I wonder what your average hardcore Birthday Party fan might say to that.

I really couldn't give a shit. I haven't opened up that much that I would take on the opinion of a hardcore Birthday Party fan. I might listen to my local priest but never to a hardcore Birthday Party fan.

How vital is performance to you? Could you let it go and concentrate on writing?

Yeah definitely. This is happening as we speak, really. I'm finishing Australia and then I'm gonna bang touring on the head for a significant period of time. The reason for that is there's so much stuff that I could be doing that's going by the wayside. I'm constantly having to say 'I'm sorry, I'd like to do that but I can't because I have to go on tour.' And touring to me, even though I enjoy playing live and I do it reasonably well, is just becoming self-defeating. Even though I've really raged against this, we are getting locked into an album tour album tour syndrome. That's been happening for the last two records and thats' not on as far as I'm concerned.

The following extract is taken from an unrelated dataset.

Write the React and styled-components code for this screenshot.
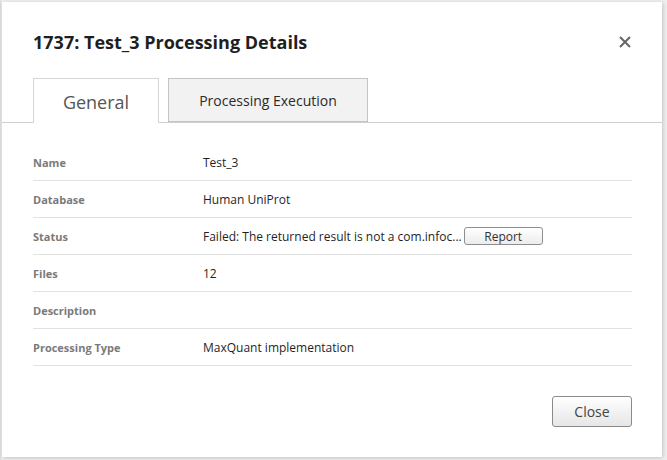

What sort of things are you turning down?

After the American tour I went on a small holiday and when I got back after two months there was a pile of proposals literally --[he's making a gesture with his hand of about two foot] -- and it's so broad with me, the things I get offered, from TV stuff to doing an art exhibition to film music, acting roles, writing another book, it goes right across the board and a lot of the proposals are very interesting. I'm very grateful that I get sent these things but I just can't do them. Most of them have a schedule and I'm unable to fulfill them. A lot of people want me to write things for publications and things like that which I never get a chance to do, and you get out of practice in doing these things if you're just making your album and doing a tour. I never wanted to do that.